If you’re a big nerd for movie magic and behind the scenes into how your favorite films are made then Raiders, Raptors, and Rebels: Behind the Magic of ILM was a must-see stop for Comic-Con 2015.
Due to the amount of copyrighted footage shown, we weren’t allowed to tape the panel but guest panelists Lorne Peterson (one of the original members of ILM), John Goodson (Digital Artist), and Jeff White (Visal Effects Supervisor) moderated by Cara Santa Maria led a really fascinating and MUCH too short look into the making of some of ILM’s most popular creations.
Starting with Empire Strikes Back—ILM’s first major project—we learned about the special effects of a much more practical sort that were used on the ice planet of Hoth. From baking soda snow to special imported micro fur, it was a much more difficult process to create worlds that are now all generated completely in computers. We got to see a little bit of the molds and armatures for the stop-motion Tauntauns which were about the only achievable way to create the film’s creative demands.
By the early 1990s, ILM was exploring other more digital means. Jurassic Park was originally also going to be a stop-motion feature. Believe it or not, we could have had a much different looking film. After some early CG tests were created with convincing effect they decided to explore digital dinosaurs.
Jurassic Park ended up succeeding so well in creating believable life through digital means that it really launched the realm of CGI animation in motion pictures. To showcase this in the panel, we got to see a little bit of the motion capture magic that was used to completely create Davy Jones as a digital character in the film. What many assume was only a partial CG creation was actually fully digital in the film, right down to the very believable and expressive eyes.
Surprisingly, the largest amount of time in the was spent on bringing the HULK to life in THE AVENGERS and it was a lot more interesting than you’d actually think! Several challenges were presented for this character including skin texture and musculature. To help create realistic muscles that moved under the green skin of the character, they actually fully created a muscular structure to live under his skin that would affect and change the appearance of his skin for a more realistic appearance.
We got to see footage of “Green Steve” who was a muscly live-action reference actor who was filmed for inspiration to the CG animators.

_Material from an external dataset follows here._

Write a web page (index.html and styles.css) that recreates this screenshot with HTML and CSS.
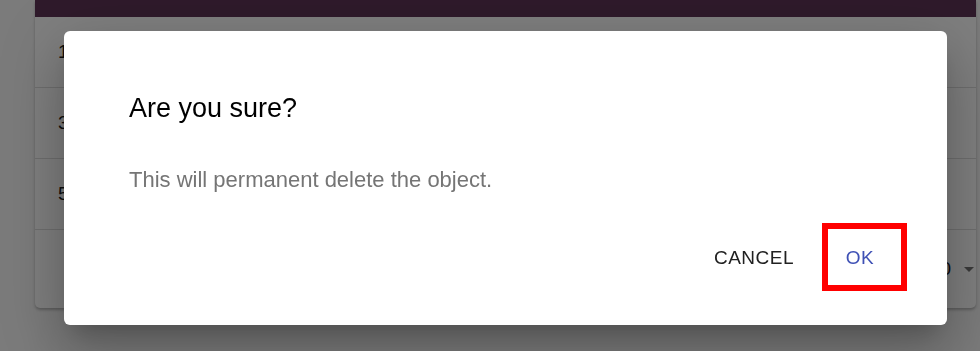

Through these test shots, they were able to see how his green-painted skin looked in the various lighting conditions and also how his muscles moved and created as he ran, punched, and did other action scenes.
The realism to bring Mark Ruffalo’s Hulk to life went down to details of veins that slightly changed the color of his skin as they bulged and even down to body hair, ear hair and nose hair. It was a massive task to bring a massive character to life with such delicate finesse.
A lot of the work they developed for Hulk in AVENGERS is now being put to use as a launching point for the work they’re doing on WARCRAFT.
Overall, the panel was super fascinating and worked as a really convincing teaser to tune into the Science Channel for more on movie magic as ILM celebrates its 40th Anniversary.